Monday, October 24, 2011

Got maple?

OK, so anybody who's not completely tuned me out when I've talked about my fall cooking and baking escapades knows that maple syrup (yes, the real stuff) is a big part of my ingredient go-to list. Maple syrup is sooo good for you, and you don't need a lot of it. You really add fewer calories cooking with maple syrup than when you add sugar. So there.

So here's a recipe that was inspired by a Cook's Illustrated recipe for perfecting pan-roasted chicken, together with my love of maple syrup.

Maple Dijon Pork Tenderloin (or chicken breasts)

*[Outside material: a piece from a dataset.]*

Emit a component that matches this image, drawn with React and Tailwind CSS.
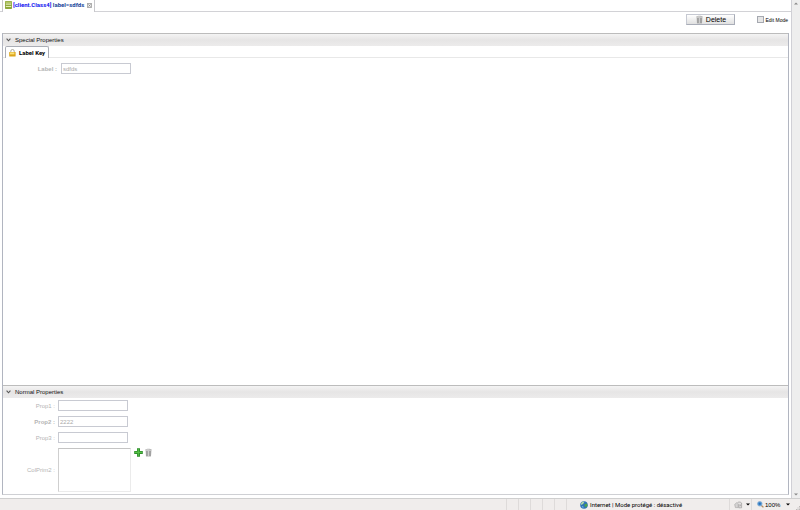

1 pork tenderloin or boneless, skinless chicken breasts (between 1-1.5 pounds)
Olive oil (around 1T. or so)
1 T. dijon mustard
2-3 T. pure maple syrup
1 -2 t. bouquet garni or poultry seasoning (if you don't have either, then use some combination of sage, thyme, marjoram and similar herbs)
1 medium apple, sliced

1. Heat the oven to 400F. Remove the pork (or chicken) from its packaging and place on a plate or paper towel. Sprinkle with salt and herbs, ensuring to cover all sides.
2. Heat a cast iron skillet, or another similarly stove-to-oven appropriate pan, and when hot add the olive oil and swirl to coat.
3. When the oil has heated up just a smidge, place the pork (or chicken) in the pan - watch the heat and dial it back if it seems that the pan is too hot. After 5 minutes, turn over (in the case of pork you will make 3 rotations to cover the whole surface). The side that just cooked should be a bit golden - if it's darker then cook the other side using less time. (This step is searing the meat, all the better to keep the juices inside...)
4. While the pork (or chicken) is cooking, combine the Dijon mustard and maple syrup in a small bowl. After you've turned the pork (or chicken) the first time, baste the cooked side with the mustard-maple syrup mixture. Repeat after you turn the meat over again.
5. Once all sides of the meat have seen the "hot" side of the pan, throw the apple slices into the pan, turn off your burner, and place the pan into the oven. Make sure that you have basted the pork (or chicken) one last time before placing into the oven.
6. Cook for an additional 15-25 minutes (will really depend on the thickness of the meat) until cooked - use a meat thermometer to test for doneness (pork should be 160-165 degrees and chicken should be 165 degrees)
7. Let it rest so the juices can redistribute. Serve with mashed potatoes, butternut squash, Brussels sprouts, Sauerkraut, applesauce, etc. Slice and enjoy!